Emergency Red List of Iraqi Cultural Objects at Risk (updated 2015)
https://icom.museum/wp-content/uploads/2018/05/RedListIraq_EN.pdf
The fifth recommendation is a pamphlet developed by the International Council of Museums with the support of the US Department of State, for the purpose of educating the public on “targets of illicit artifact trafficking and is intended to be used by ‘art and heritage professionals and law enforcement officials’ to identify and report any items of illegally traded Iraqi cultural property,” according to Dr. Gansell. By familiarizing students and the public with such a list, Dr. Gansell believes that others can recognize the active ongoing threats to Iraqi cultural heritage.
Dr. Gansell has a special history with the State Department, as the former associate coordinator for Iraqi and Afghan Cultural Heritage. After earning her Ph.D. from Harvard University in June 2008, she began her work at the State Department in September of that same year. The project, intended to culturally stabilize the region after the Iraq War, helped to physically restore the Iraq Museum, build a program of professional training for museum workers for the Afghan National Museum and the National Museum of Iraq and sought to preserve the historical site of Babylon.

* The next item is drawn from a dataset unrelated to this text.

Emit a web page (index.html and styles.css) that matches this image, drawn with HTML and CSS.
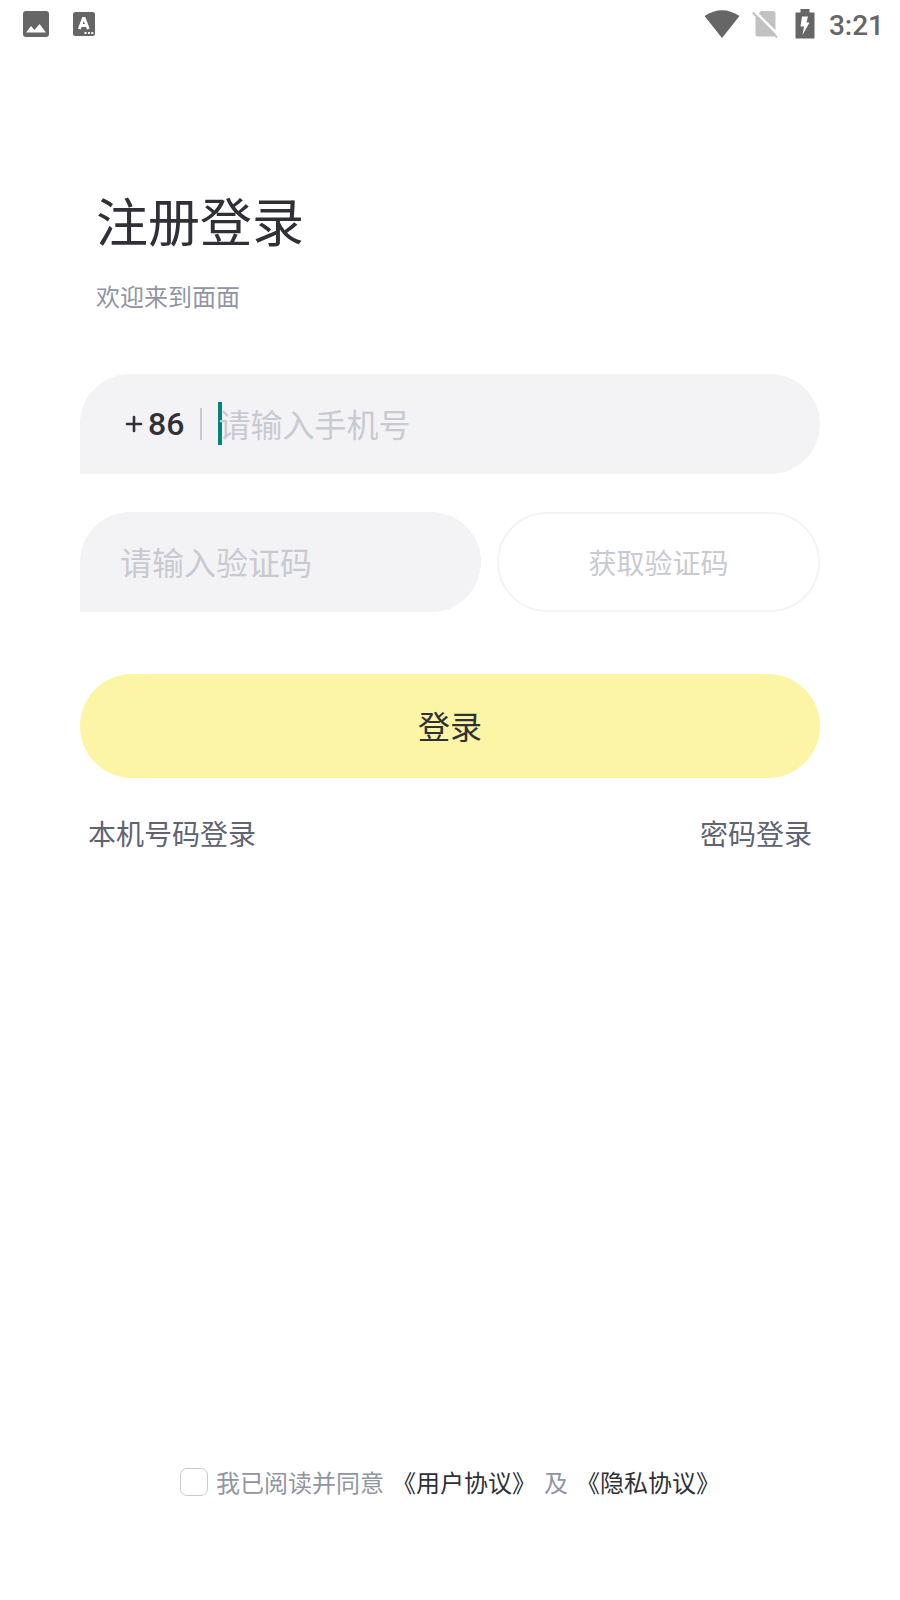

Overall, Dr. Gansell wishes to foster a greater understanding of the region and believes the next step is “to undo … the stereotypes that are presented in popular media about the people being less civilized … to be able to understand the mix of cultures that are there can help you see it in a longer perspective and to understand it more broadly in the context of the world,” Dr. Gansell said.

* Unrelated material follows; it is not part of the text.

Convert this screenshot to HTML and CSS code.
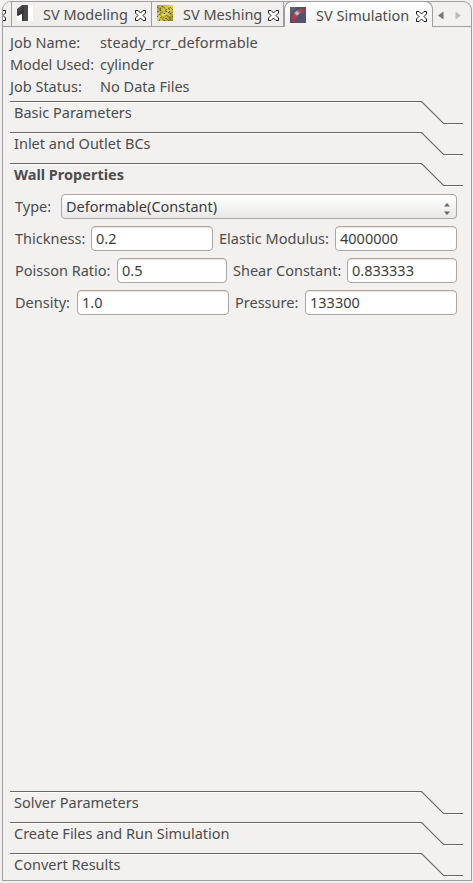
FILE: index.html
```html
<!DOCTYPE html>
<html lang="en">
<head>
<meta charset="utf-8">
<title>SV Simulation</title>
<link rel="stylesheet" href="styles.css">
</head>
<body>
<svg width="0" height="0" class="defs">
  <symbol id="close" viewBox="0 0 11 11"><path d="M.5.5h2.500L5.500 3 8 .5h2.500V3L8 5.500 10.500 8v2.500H8L5.500 8 3 10.500H.5V8L3 5.500.5 3z" fill="#fff" stroke="#111" stroke-width=".95"/></symbol>
  <symbol id="fold" viewBox="0 0 453 25"><path d="M0 1.500H411.500L433.500 23.500H453" fill="none" stroke="#fff"/><path d="M0 .5H411.500L433.500 22.500H453" fill="none" stroke="#69666a" stroke-width="1.100"/></symbol>
</svg>
<div class="window">
  <nav class="tabs">
    <div class="tab cut"><svg class="x"><use href="#close"/></svg></div>
    <div class="tab modeling">
      <svg class="icon" viewBox="0 0 16 16"><path fill="#fff" d="M0 0h16v16H0z"/><path fill="#484848" d="M0 4 5 0h6v16H5V9L0 11z"/><path fill="#353535" d="M5 1h1.500v14H5zM1 8l4-3v3l-4 3z"/></svg>
      <span>SV Modeling</span><svg class="x"><use href="#close"/></svg>
    </div>
    <div class="tab meshing">
      <svg class="icon" viewBox="0 0 16 16"><defs><linearGradient id="gold" x2="1" y2="1"><stop stop-color="#a89b32"/><stop offset=".5" stop-color="#e5d856"/><stop offset="1" stop-color="#8e822b"/></linearGradient></defs><path fill="url(#gold)" d="M0 0h16v16H0z"/><path d="m0 2 3 2 3-3 3 4 4-3 3 3M0 7l4-2 3 4 3-3 3 3 3-2M0 12l3-3 3 4 4-3 2 3 4-2M2 16l2-4 3 4 2-3 3 3 2-3M3 4l1 5M9 5l-2 4M12 3l1 6" fill="none" stroke="#5b541b" stroke-width=".9" stroke-dasharray="2 1"/></svg>
      <span>SV Meshing</span><svg class="x"><use href="#close"/></svg>
    </div>
    <div class="tab active">
      <svg class="icon" viewBox="0 0 16 16"><defs><linearGradient id="flow" x1="1" y1="0" x2=".1" y2="1"><stop stop-color="#863f50"/><stop offset=".3" stop-color="#b04a55"/><stop offset=".48" stop-color="#d9cbd2"/><stop offset=".62" stop-color="#c0444a"/><stop offset="1" stop-color="#8b3648"/></linearGradient></defs><path fill="#50546f" d="M0 0h16v16H0z"/><path fill="#625f79" d="M0 0h7L0 8z"/><path d="M2 16C4 8 7 3.500 16 2.500" fill="none" stroke="url(#flow)" stroke-width="4"/></svg>
      <span>SV Simulation</span><svg class="x"><use href="#close"/></svg>
    </div>
    <div class="arrows"><svg viewBox="0 0 38 25"><path d="m5 13.500 5.500-4v8z" fill="#777"/><path d="m28 13.500-5.500-4v8z" fill="#bbb"/></svg></div>
  </nav>
  <main class="pane">
    <dl class="info">
      <dt>Job Name:</dt><dd class="name">steady_rcr_deformable</dd>
      <dt class="model">Model Used:</dt><dd>cylinder</dd>
      <dt>Job Status:</dt><dd>No Data Files</dd>
    </dl>
    <section class="fold"><svg><use href="#fold"/></svg><h2>Basic Parameters</h2></section>
    <section class="fold"><svg><use href="#fold"/></svg><h2>Inlet and Outlet BCs</h2></section>
    <section class="fold open"><svg><use href="#fold"/></svg><h2>Wall Properties</h2></section>
    <form class="form">
      <div class="row type"><label>Type:</label><div class="select"><span>Deformable(Constant)</span><svg viewBox="0 0 8 14"><path d="m4 1 3 3.500H1zM1 9.500h6L4 13z" fill="#666"/></svg></div></div>
      <div class="row thick"><label>Thickness:</label><div class="input">0.2</div><label>Elastic Modulus:</label><div class="input">4000000</div></div>
      <div class="row poisson"><label>Poisson Ratio:</label><div class="input">0.5</div><label>Shear Constant:</label><div class="input">0.833333</div></div>
      <div class="row density"><label>Density:</label><div class="input">1.0</div><label>Pressure:</label><div class="input">133300</div></div>
    </form>
    <div class="bottom">
      <section class="fold"><svg><use href="#fold"/></svg><h2>Solver Parameters</h2></section>
      <section class="fold"><svg><use href="#fold"/></svg><h2>Create Files and Run Simulation</h2></section>
      <section class="fold"><svg><use href="#fold"/></svg><h2>Convert Results</h2></section>
    </div>
  </main>
</div>
</body>
</html>
```
FILE: styles.css
```css
* { box-sizing: border-box; }
body { margin: 0; background: #f2f1f0; color: #4c4c4c; font: 14.5px/22px "Noto Sans", "Open Sans", sans-serif; overflow: hidden; white-space: nowrap; }
svg { display: block; flex: none; }
.defs { position: absolute; }
.window { width: 470px; height: 880px; margin: 1px 1px 2px 2px; display: flex; flex-direction: column; }
.tabs { height: 26px; display: flex; border: 1px solid #a09da2; border-bottom: 0; border-radius: 9px 9px 0 0; overflow: hidden; }
.tab { display: flex; align-items: center; border-right: 1px solid #a09da2; border-bottom: 1px solid #a09da2; padding-left: 5px; background: linear-gradient(#f2f1f0, #efeeed); }
.tab .icon { width: 16px; height: 16px; margin-top: -3px; }
.tab span { width: 86px; margin-left: 10px; }
.x { width: 11px; height: 11px; margin: 2px 0 0 6px; }
.cut { width: 9px; padding: 0; overflow: hidden; justify-content: flex-end; }
.cut .x { margin-right: 5px; }
.modeling { width: 140px; }
.meshing { width: 132px; }
.meshing span { width: 79px; }
.active { width: 149px; border: 1px solid #a09da2; border-bottom: 0; border-radius: 8px 8px 0 0; background: linear-gradient(#fff, #f2f1f0); margin-top: -1px; }
.active .icon { margin-top: 1px; }
.active .x { margin-top: 3px; }
.active span { width: 94px; }
.arrows { width: 38px; border-bottom: 1px solid #a09da2; }
.pane { flex: 1; display: flex; flex-direction: column; border: 1px solid #a09da2; border-top: 0; padding: 4px 7px 0; }
.info { display: grid; grid-template: repeat(3, 22px) / 90px 1fr; margin: 0 0 1px; height: 69px; }
.info dd { margin: 0; }
.info .name { letter-spacing: .1px; }
.info .model { letter-spacing: -.1px; }
.info + .fold { margin-top: 0; }
.fold { height: 31px; display: grid; }
.fold > * { grid-area: 1 / 1; }
.fold svg { width: 453px; height: 25px; }
.fold h2 { font: inherit; margin: 0 0 0 4px; }
.fold.open h2 { font-weight: bold; }
.form { padding: 0 6px 0 5px; display: grid; gap: 7px; }
.row { display: grid; height: 25px; line-height: 25px; align-items: center; }
.thick label + .input + label, .poisson label + .input + label, .density label + .input + label { padding-left: 6px; }
.type { grid-template-columns: 46px 396px; }
.thick { grid-template-columns: 76px 122px 122px 122px; }
.poisson { grid-template-columns: 102px 110px 120px 110px; }
.density { grid-template-columns: 62px 152px 76px 152px; }
.input, .select { height: 25px; border: 1px solid #aaa6a2; border-radius: 4px; padding-left: 4px; line-height: 23px; color: #3c3c3c; background: #fff; box-shadow: inset 0 1px 1px #e8e7e6; }
.select { display: flex; justify-content: space-between; align-items: center; padding-right: 5px; background: linear-gradient(#fff, #eae8e7); box-shadow: none; }
.select svg { width: 8px; height: 14px; margin-top: 5px; }
.bottom { margin-top: auto; height: 89px; }
```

“There’s tons of lost cities that haven’t been found … when people associate it right away with bombs … well that’s kinda closing down the conversation, leaving us with memory of violence and that’s not what I want to inspire people with. We can inspire them with the future of wonderful things –– not treasures like ‘Oh this is a great treasure, I want to take it back and put it in a museum’ –– but wow now I understand what life was like 4,500 years ago –– that’s really cool.”